Community reading.
A useful little cleaning book.

Good fluffy history.

It was kind of a muggy, dreary, cloudy, on-again off-again rainy weekend in Wisconsin, which made it a perfect weekend for enjoying a light little history read like Leslie Carroll's Notorious Royal Marriages: A Juicy Journey through Nine Centuries of Dynasty, Destiny, and Desire.

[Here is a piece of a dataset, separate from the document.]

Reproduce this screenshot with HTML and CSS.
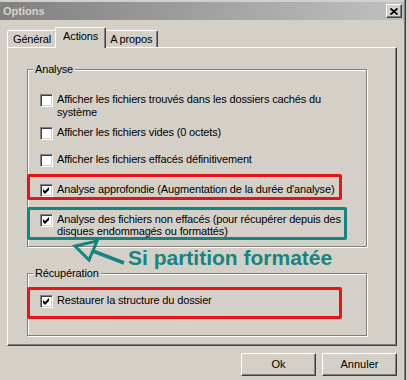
FILE: index.html
```html
<!DOCTYPE html>
<html lang="fr">
<head>
    <meta charset="UTF-8">
    <title>Options</title>
    <link rel="stylesheet" href="styles.css">
</head>
<body>
    <div class="window">
        <!-- Title bar -->
        <div class="titlebar">
            <span class="title">Options</span>
            <span class="close-btn">
                <svg width="8" height="7" viewBox="0 0 8 7"><path d="M0.5 0.5 L7.5 6.5 M7.5 0.5 L0.5 6.5" stroke="#000" stroke-width="1.8"/></svg>
            </span>
        </div>

        <div class="client">
            <!-- Tabs -->
            <div class="tabs">
                <div class="tab">Général</div>
                <div class="tab active">Actions</div>
                <div class="tab">A propos</div>
            </div>

            <div class="panel">
                <fieldset class="group group-analyse">
                    <legend>Analyse</legend>
                    <div class="option">
                        <span class="check"></span>
                        <span class="label">Afficher les fichiers trouvés dans les dossiers cachés du<br>système</span>
                    </div>
                    <div class="option">
                        <span class="check"></span>
                        <span class="label">Afficher les fichiers vides (0 octets)</span>
                    </div>
                    <div class="option spaced">
                        <span class="check"></span>
                        <span class="label">Afficher les fichiers effacés définitivement</span>
                    </div>
                    <div class="option marked marked-red">
                        <span class="check"><svg width="7" height="7" viewBox="0 0 7 7"><polygon points="0,2 2,4 6,0 6,3 2,7 0,5"/></svg></span>
                        <span class="label">Analyse approfondie (Augmentation de la durée d'analyse)</span>
                    </div>
                    <div class="option marked marked-teal">
                        <span class="check"><svg width="7" height="7" viewBox="0 0 7 7"><polygon points="0,2 2,4 6,0 6,3 2,7 0,5"/></svg></span>
                        <span class="label">Analyse des fichiers non effacés (pour récupérer depuis des<br>disques endommagés ou formattés)</span>
                    </div>
                </fieldset>

                <fieldset class="group group-recup">
                    <legend>Récupération</legend>
                    <div class="option marked marked-red">
                        <span class="check"><svg width="7" height="7" viewBox="0 0 7 7"><polygon points="0,2 2,4 6,0 6,3 2,7 0,5"/></svg></span>
                        <span class="label">Restaurer la structure du dossier</span>
                    </div>
                </fieldset>
            </div>

            <!-- Dialog buttons -->
            <div class="buttons">
                <button class="btn">Ok</button>
                <button class="btn">Annuler</button>
            </div>
        </div>

        <!-- Annotation drawn over the dialog -->
        <svg class="note-arrow" width="64" height="34" viewBox="0 0 64 34">
            <polygon points="9,11 31,6 23,25" fill="none" stroke="#17857f" stroke-width="3" stroke-linejoin="miter"/>
            <line x1="27" y1="16" x2="58" y2="28" stroke="#17857f" stroke-width="3.5"/>
        </svg>
        <span class="note-text">Si partition formatée</span>
    </div>
</body>
</html>
```

FILE: styles.css
```css
html {
    background: #d4d0c8;
}

body {
    margin: 0;
    font-family: "Liberation Sans", Arial, sans-serif;
    font-size: 11px;
    line-height: 13px;
    letter-spacing: -0.15px;
    color: #000;
}

.window {
    position: relative;
    width: 404px;
    height: 378px;
    padding-top: 2px;
    background: #d4d0c8;
    border-right: 1px solid #808080;
    box-shadow: 1px 0 0 #404040;
}

/* Title bar */
.titlebar {
    display: flex;
    align-items: center;
    justify-content: space-between;
    height: 18px;
    padding: 0 2px 0 3px;
    background: linear-gradient(to right, #808080, #c0c0c0);
}

.title {
    font-weight: bold;
    color: #d8d4cc;
    letter-spacing: 0;
}

.close-btn {
    width: 16px;
    height: 14px;
    box-sizing: border-box;
    display: flex;
    align-items: center;
    justify-content: center;
    background: #d4d0c8;
    border: 1px solid;
    border-color: #fff #404040 #404040 #fff;
    box-shadow: inset -1px -1px 0 #808080;
}

.client {
    padding: 7px 7px 0;
}

/* Tabs */
.tabs {
    display: flex;
    align-items: flex-end;
    margin-bottom: -1px;
    position: relative;
    z-index: 1;
}

.tab {
    height: 17px;
    box-sizing: border-box;
    padding: 2px 5px 1px;
    margin-bottom: 1px;
    background: #d4d0c8;
    border: 1px solid;
    border-bottom: 0;
    border-color: #fff #404040 transparent #fff;
    box-shadow: inset -1px 0 0 #808080;
    border-radius: 2px 2px 0 0;
}

.tab.active {
    height: 21px;
    margin: 0 -2px;
    padding: 2px 7px 5px;
    position: relative;
    z-index: 1;
}

.panel {
    border: 1px solid;
    border-color: #fff #404040 #404040 #fff;
    box-shadow: inset -1px -1px 0 #808080;
    padding: 15px 0 9px 19px;
}

/* Group boxes */
.group {
    margin: 0;
    padding: 0;
    width: 340px;
    box-sizing: border-box;
    border: 1px solid #808080;
    box-shadow: 1px 1px 0 #fff, inset 1px 1px 0 #fff;
}

.group legend {
    margin-left: 5px;
    padding: 0 2px;
    background: #d4d0c8;
    line-height: 13px;
}

.group-analyse {
    padding: 17px 0 6px;
}

.group-recup {
    margin-top: 20px;
    padding: 7px 0 16px;
}

/* Checkbox rows */
.option {
    display: flex;
    align-items: flex-start;
    gap: 4px;
    padding-left: 12px;
}

.option + .option {
    margin-top: 7px;
}

.option.spaced {
    margin-top: 13px;
}

.check {
    flex: none;
    width: 13px;
    height: 13px;
    margin-top: 1px;
    box-sizing: border-box;
    display: flex;
    align-items: center;
    justify-content: center;
    background: #fff;
    border: 1px solid;
    border-color: #808080 #fff #fff #808080;
    box-shadow: inset 1px 1px 0 #404040, inset -1px -1px 0 #d4d0c8;
}

.option.marked {
    box-sizing: border-box;
    margin-left: -1px;
    padding-left: 10px;
    border: 3px solid;
    border-radius: 2px;
}

.option.marked-red {
    width: 315px;
    padding-top: 6px;
    border-color: #e3151a;
}

.option.marked-teal {
    width: 320px;
    padding-top: 3px;
    line-height: 12px;
    border-color: #17857f;
}

.group-recup .option.marked-red {
    padding-top: 4px;
    padding-bottom: 8px;
}

/* Buttons */
.buttons {
    display: flex;
    justify-content: flex-end;
    gap: 6px;
    margin-top: 7px;
}

.btn {
    width: 75px;
    height: 23px;
    padding: 0;
    font: inherit;
    color: #000;
    background: #d4d0c8;
    border: 1px solid;
    border-color: #fff #404040 #404040 #fff;
    box-shadow: inset -1px -1px 0 #808080;
}

/* Annotation */
.note-arrow {
    position: absolute;
    left: 66px;
    top: 235px;
}

.note-text {
    position: absolute;
    left: 128px;
    top: 247px;
    font-size: 21px;
    line-height: 21px;
    font-weight: bold;
    letter-spacing: 0;
    color: #17857f;
    white-space: nowrap;
}
```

Juicyroyal I also enjoyed Carroll's earlier volume, Royal Affairs, although I'm still bothered that these books don't provide indexes. Then again, she doesn't really provide source notes, either, so if you simply approach this type of history as a novel, it can be very enjoyable. I also skipped around and only read the chapters I was interested in, which is always nice too--you can read a couple chapters and then put the book down and go get on with things you should be doing, like laundry. I can never get myself to feel guilty about reading when it's done "just a few chapters" at a time.

Books like this also might be good if you've got a high-schooler (particularly girls, I would think, for this type of volume) who doesn't much care for history OR reading. Carroll's chapters aren't particularly long, but they each provide a rollicking (and yes, "juicy") little narratives of some of the worst marriages of all time--royal marriages. It's easy reading* and you can pick up tidbits like Eleanor of Aquitaine had ten kids and lived to be 82--in the 1100s, mind you--which I still can't get over. (She must have been the healthiest woman ever.) I also enjoyed this paragraph, about when the infamous Henry VIII was searching for someone to marry after #3, Jane Seymour, died:

"Gorgeous sixteen-year-old Christina, the Danish-descended Duchess of Milan, wittily insisted that if God had given her two heads she would willingly risk one to marry the King of England, but as she only had one..." (p. 160.)

Nor is the book only about British monarchs. There's good stuff here about Ferdinand and Isabella, Nicholas and Alexandra of Russia, and even Prince Rainier and Princess Grace. I enjoyed it--and would suggest if you need a "juicy" nonfiction read, this might be a good choice.

*Carroll is also a romance and novel writer, so she knows how to tell a story.